Written task:
Without the pictures, return all of the material exactly as written.

Data segment start

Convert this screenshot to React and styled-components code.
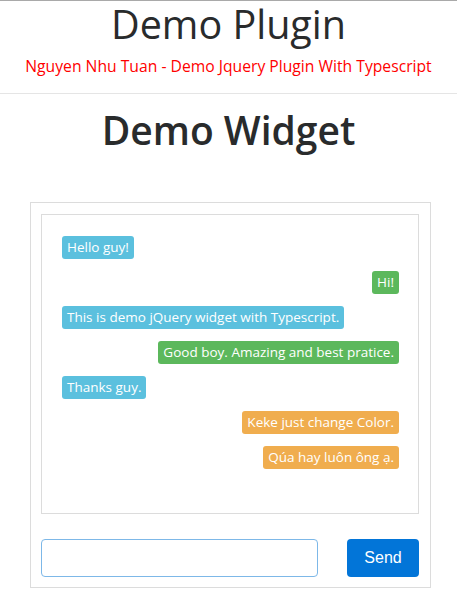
import styled, { createGlobalStyle } from 'styled-components';

const GlobalStyle = createGlobalStyle`
  html, body {
    margin: 0;
    padding: 0;
    background: #fff;
  }
  body {
    font-family: 'Open Sans', 'Noto Sans', sans-serif;
    color: #292b2c;
  }
`;

const Page = styled.div`
  width: 457px;
  min-height: 610px;
  border-top: 1px solid #a9a9a9;
  box-sizing: border-box;
`;

const Header = styled.header`
  text-align: center;
  border-bottom: 1px solid #e5e5e5;
  padding-bottom: 15px;
`;

const Title = styled.h1`
  margin: 0;
  font-size: 39.5px;
  line-height: 46px;
  font-weight: 500;
  color: #292b2c;
`;

const Subtitle = styled.p`
  margin: 7px 0 0;
  font-size: 15.7px;
  line-height: 24px;
  color: #f00;
`;

const WidgetTitle = styled.h2`
  margin: 12px 0 0;
  text-align: center;
  font-size: 39px;
  line-height: 48px;
  font-weight: 600;
  color: #292b2c;
`;

const Widget = styled.div`
  width: 401px;
  margin: 48px 0 0 30px;
  border: 1px solid #dcdcdc;
  box-sizing: border-box;
  padding: 11px 11px 10px 10px;
`;

const ChatBox = styled.div`
  height: 300px;
  border: 1px solid #dcdcdc;
  box-sizing: border-box;
  padding: 21px 19px 0 20px;
  display: flex;
  flex-direction: column;
  gap: 12px;
`;

const Row = styled.div`
  display: flex;
  justify-content: ${(p) => (p.$mine ? 'flex-end' : 'flex-start')};
`;

const colors = {
  info: '#5bc0de',
  success: '#5cb85c',
  warning: '#f0ad4e',
};

const Bubble = styled.span`
  display: inline-block;
  background: ${(p) => colors[p.$tone]};
  color: #fff;
  font-size: 13.5px;
  line-height: 23px;
  padding: 0 5px;
  border-radius: 3px;
  white-space: nowrap;
`;

const Composer = styled.div`
  display: flex;
  align-items: center;
  justify-content: space-between;
  margin-top: 25px;
`;

const Input = styled.input`
  width: 277px;
  height: 38px;
  box-sizing: border-box;
  border: 1px solid #7db8e8;
  border-radius: 4px;
  padding: 0 10px;
  font-size: 16px;
  outline: none;
`;

const SendButton = styled.button`
  width: 72px;
  height: 38px;
  border: none;
  border-radius: 4px;
  background: #0275d8;
  color: #fff;
  font-family: 'Liberation Sans', Arial, sans-serif;
  font-size: 16px;
  cursor: pointer;
`;

const messages = [
  { text: 'Hello guy!', tone: 'info' },
  { text: 'Hi!', tone: 'success', mine: true },
  { text: 'This is demo jQuery widget with Typescript.', tone: 'info' },
  { text: 'Good boy. Amazing and best pratice.', tone: 'success', mine: true },
  { text: 'Thanks guy.', tone: 'info' },
  { text: 'Keke just change Color.', tone: 'warning', mine: true },
  { text: 'Qúa hay luôn ông ạ.', tone: 'warning', mine: true },
];

const App = () => {
  return (
    <Page>
      <GlobalStyle />
      <Header>
        <Title>Demo Plugin</Title>
        <Subtitle>Nguyen Nhu Tuan - Demo Jquery Plugin With Typescript</Subtitle>
      </Header>
      <WidgetTitle>Demo Widget</WidgetTitle>
      <Widget>
        <ChatBox>
          {messages.map((m, i) => (
            <Row key={i} $mine={m.mine}>
              <Bubble $tone={m.tone}>{m.text}</Bubble>
            </Row>
          ))}
        </ChatBox>
        <Composer>
          <Input type="text" />
          <SendButton type="button">Send</SendButton>
        </Composer>
      </Widget>
    </Page>
  );
};

export default App;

Data segment end

Finished exercise:
Convert this screenshot to React and styled-components code.
import styled, { createGlobalStyle } from 'styled-components';

const GlobalStyle = createGlobalStyle`
  html, body {
    margin: 0;
    padding: 0;
    background: #fff;
  }
  body {
    font-family: 'Open Sans', 'Noto Sans', sans-serif;
    color: #292b2c;
  }
`;

const Page = styled.div`
  width: 457px;
  min-height: 610px;
  border-top: 1px solid #a9a9a9;
  box-sizing: border-box;
`;

const Header = styled.header`
  text-align: center;
  border-bottom: 1px solid #e5e5e5;
  padding-bottom: 15px;
`;

const Title = styled.h1`
  margin: 0;
  font-size: 39.5px;
  line-height: 46px;
  font-weight: 500;
  color: #292b2c;
`;

const Subtitle = styled.p`
  margin: 7px 0 0;
  font-size: 15.7px;
  line-height: 24px;
  color: #f00;
`;

const WidgetTitle = styled.h2`
  margin: 12px 0 0;
  text-align: center;
  font-size: 39px;
  line-height: 48px;
  font-weight: 600;
  color: #292b2c;
`;

const Widget = styled.div`
  width: 401px;
  margin: 48px 0 0 30px;
  border: 1px solid #dcdcdc;
  box-sizing: border-box;
  padding: 11px 11px 10px 10px;
`;

const ChatBox = styled.div`
  height: 300px;
  border: 1px solid #dcdcdc;
  box-sizing: border-box;
  padding: 21px 19px 0 20px;
  display: flex;
  flex-direction: column;
  gap: 12px;
`;

const Row = styled.div`
  display: flex;
  justify-content: ${(p) => (p.$mine ? 'flex-end' : 'flex-start')};
`;

const colors = {
  info: '#5bc0de',
  success: '#5cb85c',
  warning: '#f0ad4e',
};

const Bubble = styled.span`
  display: inline-block;
  background: ${(p) => colors[p.$tone]};
  color: #fff;
  font-size: 13.5px;
  line-height: 23px;
  padding: 0 5px;
  border-radius: 3px;
  white-space: nowrap;
`;

const Composer = styled.div`
  display: flex;
  align-items: center;
  justify-content: space-between;
  margin-top: 25px;
`;

const Input = styled.input`
  width: 277px;
  height: 38px;
  box-sizing: border-box;
  border: 1px solid #7db8e8;
  border-radius: 4px;
  padding: 0 10px;
  font-size: 16px;
  outline: none;
`;

const SendButton = styled.button`
  width: 72px;
  height: 38px;
  border: none;
  border-radius: 4px;
  background: #0275d8;
  color: #fff;
  font-family: 'Liberation Sans', Arial, sans-serif;
  font-size: 16px;
  cursor: pointer;
`;

const messages = [
  { text: 'Hello guy!', tone: 'info' },
  { text: 'Hi!', tone: 'success', mine: true },
  { text: 'This is demo jQuery widget with Typescript.', tone: 'info' },
  { text: 'Good boy. Amazing and best pratice.', tone: 'success', mine: true },
  { text: 'Thanks guy.', tone: 'info' },
  { text: 'Keke just change Color.', tone: 'warning', mine: true },
  { text: 'Qúa hay luôn ông ạ.', tone: 'warning', mine: true },
];

const App = () => {
  return (
    <Page>
      <GlobalStyle />
      <Header>
        <Title>Demo Plugin</Title>
        <Subtitle>Nguyen Nhu Tuan - Demo Jquery Plugin With Typescript</Subtitle>
      </Header>
      <WidgetTitle>Demo Widget</WidgetTitle>
      <Widget>
        <ChatBox>
          {messages.map((m, i) => (
            <Row key={i} $mine={m.mine}>
              <Bubble $tone={m.tone}>{m.text}</Bubble>
            </Row>
          ))}
        </ChatBox>
        <Composer>
          <Input type="text" />
          <SendButton type="button">Send</SendButton>
        </Composer>
      </Widget>
    </Page>
  );
};

export default App;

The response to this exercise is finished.